Dan sejatinya, Indonesia, sebagai salah satu pelopor penerapan kontrak bagi hasil produksi di dunia, telah memiliki instrumennya sejak lama.
Fleksibilitas Insentif melalui Kontrak Migas
Kontrak Bagi Hasil Produksi (Production Sharing Contract, PSC) dengan mekanisme pengembalian biaya operasi (cost recovery) yang telah diterapkan sejak lama, tetapi kemudian sempat “tergeser” keberadaaannya dengan adanya kontrak PSC Gross Split, sejatinya sangat dapat memfasilitasi pemberian insentif fiskal itu secara sederhana.

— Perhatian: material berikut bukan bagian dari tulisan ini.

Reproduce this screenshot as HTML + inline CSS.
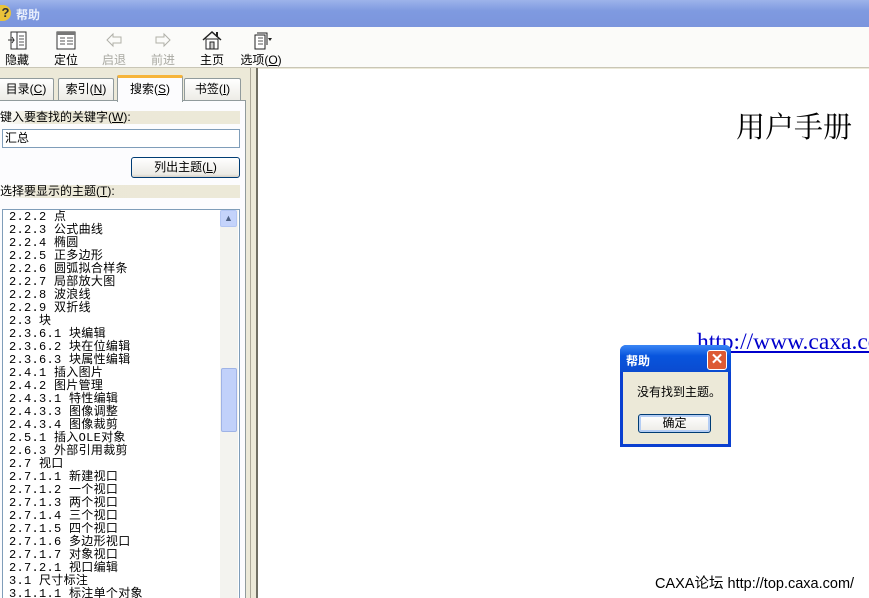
<!DOCTYPE html>
<html><head><meta charset="utf-8"><style>
*{margin:0;padding:0;box-sizing:border-box}
html,body{width:869px;height:598px;overflow:hidden}
body{background:#ece9d8;font-family:"Liberation Sans","Noto Sans CJK SC","WenQuanYi Zen Hei",sans-serif;font-size:12px;color:#000;position:relative}
.abs{position:absolute}
#title{left:0;top:0;width:869px;height:27px;background:linear-gradient(#9db3ea,#7f9ae0 40%,#7b95dd);color:#e8eefc;font-weight:bold;font-size:12px}
#tb{left:0;top:27px;width:869px;height:41px;background:#fbfbf9;border-bottom:1px solid #c9c6b6}
.tbi{position:absolute;top:3px;text-align:center;font-size:12px;width:44px}
.tbi svg{display:block;margin:0 auto 1px}
.dis{color:#a9a9a2}
.tab{position:absolute;top:78px;height:23px;border:1px solid #919b9c;border-bottom:none;background:linear-gradient(#fff,#ecebe5);text-align:center;line-height:21px;border-radius:2px 2px 0 0}
.lbl{position:absolute;left:0;width:240px;height:13px;background:linear-gradient(90deg,#fff,#ebe8d7 15%,#ece9d8);line-height:13px;font-size:12px}
#list{left:2px;top:209px;width:238px;height:389px;border:1px solid #7f9db9;border-bottom:none;background:#fff;overflow:hidden}
#list div{font-family:"Liberation Mono","Noto Sans CJK SC",monospace;font-size:12px;line-height:13px;height:13px;padding-left:6px;white-space:nowrap;letter-spacing:0.3px}
</style></head><body>
<div id="title" class="abs">
 <div class="abs" style="left:0;top:5px;width:11px;height:16px;background:#e8c23a;border-radius:0 8px 8px 0;color:#333;font-size:13px;line-height:16px;text-align:center">?</div>
 <div class="abs" style="left:16px;top:6px">帮助</div>
</div>
<div id="tb" class="abs">
 <div class="tbi" style="left:-5px"><svg width="22" height="20"><rect x="5" y="2" width="15" height="17" fill="#fff" stroke="#333"/><line x1="11" y1="2" x2="11" y2="19" stroke="#333"/><path d="M13 6h5M13 9h5M13 12h5M13 15h5" stroke="#555"/><path d="M2 10h6l-2-3M8 10l-2 3" stroke="#333" fill="none"/></svg>隐藏</div>
 <div class="tbi" style="left:44px"><svg width="22" height="20"><rect x="2" y="2" width="18" height="17" fill="#fff" stroke="#333"/><rect x="2" y="2" width="18" height="3" fill="#777"/><path d="M5 8h5M5 11h5M5 14h5M12 8h6M12 11h6M12 14h6" stroke="#555"/></svg>定位</div>
 <div class="tbi dis" style="left:92px"><svg width="22" height="20"><path d="M4 10l6-6v3h8v6h-8v3z" fill="none" stroke="#b0b0a8"/></svg>启退</div>
 <div class="tbi dis" style="left:141px"><svg width="22" height="20"><path d="M18 10l-6-6v3H4v6h8v3z" fill="none" stroke="#b0b0a8"/></svg>前进</div>
 <div class="tbi" style="left:190px"><svg width="22" height="20"><path d="M2 10L11 2l9 8" fill="none" stroke="#222" stroke-width="1.5"/><rect x="5" y="9" width="12" height="10" fill="#fff" stroke="#222"/><rect x="9" y="12" width="4" height="7" fill="#ccc" stroke="#222"/><rect x="15" y="2" width="2" height="5" fill="#222"/></svg>主页</div>
 <div class="tbi" style="left:238px;width:46px"><svg width="22" height="20"><rect x="5" y="5" width="10" height="14" fill="#fff" stroke="#222"/><path d="M7 3h10v12" fill="none" stroke="#222"/><path d="M8 8h5M8 11h5M8 14h5" stroke="#555"/><path d="M18 8h4l-2 3z" fill="#222"/></svg>选项(<u>O</u>)</div>
</div>
<div class="tab" style="left:-2px;width:56px">目录(<u>C</u>)</div>
<div class="tab" style="left:58px;width:56px">索引(<u>N</u>)</div>
<div class="tab" style="left:184px;width:57px">书签(<u>I</u>)</div>
<div class="tab" style="left:117px;top:75px;height:27px;width:66px;background:#fcfcfe;border-top:3px solid #f6b43a;line-height:22px;z-index:2">搜索(<u>S</u>)</div>
<div class="abs" style="left:0;top:100px;width:246px;height:498px;background:#fcfcfe;border-right:1px solid #919b9c;border-top:1px solid #919b9c"></div>
<div class="lbl" style="top:111px">键入要查找的关键字(<u>W</u>):</div>
<div class="abs" style="left:2px;top:129px;width:238px;height:19px;border:1px solid #7f9db9;background:#fff;padding-left:2px;line-height:17px">汇总</div>
<div class="abs" style="left:131px;top:157px;width:109px;height:21px;border:1px solid #003c74;border-radius:3px;background:linear-gradient(#fff,#ecebe6 85%,#d6d0c5);text-align:center;line-height:19px">列出主题(<u>L</u>)</div>
<div class="lbl" style="top:185px">选择要显示的主题(<u>T</u>):</div>
<div id="list" class="abs">
<div style="margin-top:1px">2.2.2 点</div><div>2.2.3 公式曲线</div><div>2.2.4 椭圆</div><div>2.2.5 正多边形</div><div>2.2.6 圆弧拟合样条</div><div>2.2.7 局部放大图</div><div>2.2.8 波浪线</div><div>2.2.9 双折线</div><div>2.3 块</div><div>2.3.6.1 块编辑</div><div>2.3.6.2 块在位编辑</div><div>2.3.6.3 块属性编辑</div><div>2.4.1 插入图片</div><div>2.4.2 图片管理</div><div>2.4.3.1 特性编辑</div><div>2.4.3.3 图像调整</div><div>2.4.3.4 图像裁剪</div><div>2.5.1 插入OLE对象</div><div>2.6.3 外部引用裁剪</div><div>2.7 视口</div><div>2.7.1.1 新建视口</div><div>2.7.1.2 一个视口</div><div>2.7.1.3 两个视口</div><div>2.7.1.4 三个视口</div><div>2.7.1.5 四个视口</div><div>2.7.1.6 多边形视口</div><div>2.7.1.7 对象视口</div><div>2.7.2.1 视口编辑</div><div>3.1 尺寸标注</div><div>3.1.1.1 标注单个对象</div>
</div>
<div class="abs" style="left:220px;top:210px;width:18px;height:388px;background:#f3f3ef"></div>
<div class="abs" style="left:220px;top:210px;width:17px;height:17px;background:#c4d3fb;border:1px solid #b3c6f4;border-radius:2px;color:#4d6185;font-size:9px;text-align:center;line-height:15px">▲</div>
<div class="abs" style="left:221px;top:368px;width:16px;height:64px;background:#c1d1fa;border:1px solid #9fb3e6;border-radius:2px"></div>
<div class="abs" style="left:250px;top:68px;width:1px;height:530px;background:#aca899"></div>
<div class="abs" style="left:256px;top:68px;width:2px;height:530px;background:#716f64"></div>
<div class="abs" style="left:258px;top:69px;width:611px;height:529px;background:#fff;overflow:hidden">
 <div class="abs" style="left:478px;top:36px;font-family:'Liberation Serif','Noto Serif CJK SC',serif;font-size:29px;white-space:nowrap">用户手册</div>
 <div class="abs" style="left:439px;top:260px;font-family:'Liberation Serif',serif;font-size:23.5px;color:#0000cc;text-decoration:underline;white-space:nowrap">http://www.caxa.com</div>
 <div class="abs" style="left:397px;top:503px;font-size:14.5px;white-space:nowrap">CAXA论坛 http://top.caxa.com/</div>
</div>
<div class="abs" style="left:620px;top:345px;width:111px;height:102px;background:#0a3fd0;border-radius:6px 6px 0 0"></div>
<div class="abs" style="left:620px;top:345px;width:111px;height:27px;background:linear-gradient(#3b87f5,#0855dd 40%,#0a4bd0);border-radius:6px 6px 0 0;color:#fff;font-weight:bold;padding:7px 0 0 6px">帮助</div>
<div class="abs" style="left:707px;top:350px;width:20px;height:20px;background:#dd5a33;border:1px solid #fff;border-radius:3px;color:#fff;font-size:15px;text-align:center;line-height:18px;font-weight:bold">✕</div>
<div class="abs" style="left:623px;top:372px;width:105px;height:72px;background:#ece9d8"></div>
<div class="abs" style="left:637px;top:383px;font-size:12px">没有找到主题。</div>
<div class="abs" style="left:638px;top:414px;width:73px;height:19px;border:1px solid #003c74;border-radius:3px;background:linear-gradient(#fff,#ecebe6);box-shadow:inset 0 0 0 2px #b4cdf4;text-align:center;line-height:17px">确定</div>
</body></html>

Beberapa komponen di dalamnya yang dapat diubah atau dibuat fleksibel untuk meningkatkan kelayakan keekonomian pengembangan lapangan diantaranya adalah melalui perubahan split bagi hasil (penambahan split bagi kontraktor), First Tranche Petroleum (FTP) yang diturunkan, pengembalian biaya operasi melalui depresiasi yang dipercepat, perpanjangan periode Domestic Market Obligation (DMO) Holiday dengan mengacu pada harga Indoesian Crude Price (ICP) dan penambahan investment credit.
Seiring dengan tingkat persaingan untuk mendapatkan alokasi investasi energi yang makin ketat, untuk dapat lebih menarik secara keekonomian, besaran-besaran di dalam komponen-komponen fiskal tersebut mestinya menjadi subjek untuk dievaluasi – bersifat fleksibel dan negotiable bilamana diperlukan – dari waktu ke waktu. Maka, kata kuncinya sejatinya adalah fleksibilitas, dalam pengertian dan objektif untuk meningkatkan keekonomian. Dalam konteks tersebut, khususnya adalah fleksibilitas, baik dalam hal menyangkut perubahan besaran atas komponen-komponen fiskal yang ada dari waktu ke waktu maupun fleksibilitas bagi kontraktor untuk dapat memilih bentuk kontrak yang (lebih) sesuai dengan kondisi wilayah kerjanya dan strategi portofolio investasinya.
Pendekatan inilah yang kiranya perlu diterapkan dalam kontrak-kontrak pengusahaan hulu migas di tanah air, baik yang sudah berjalan maupun yang baru nantinya.
Relatif sederhana dalam implementasi, namun dapat efektif untuk meningkatkan daya tarik iklim investasi hulu migas nasional dari sisi keekonomian.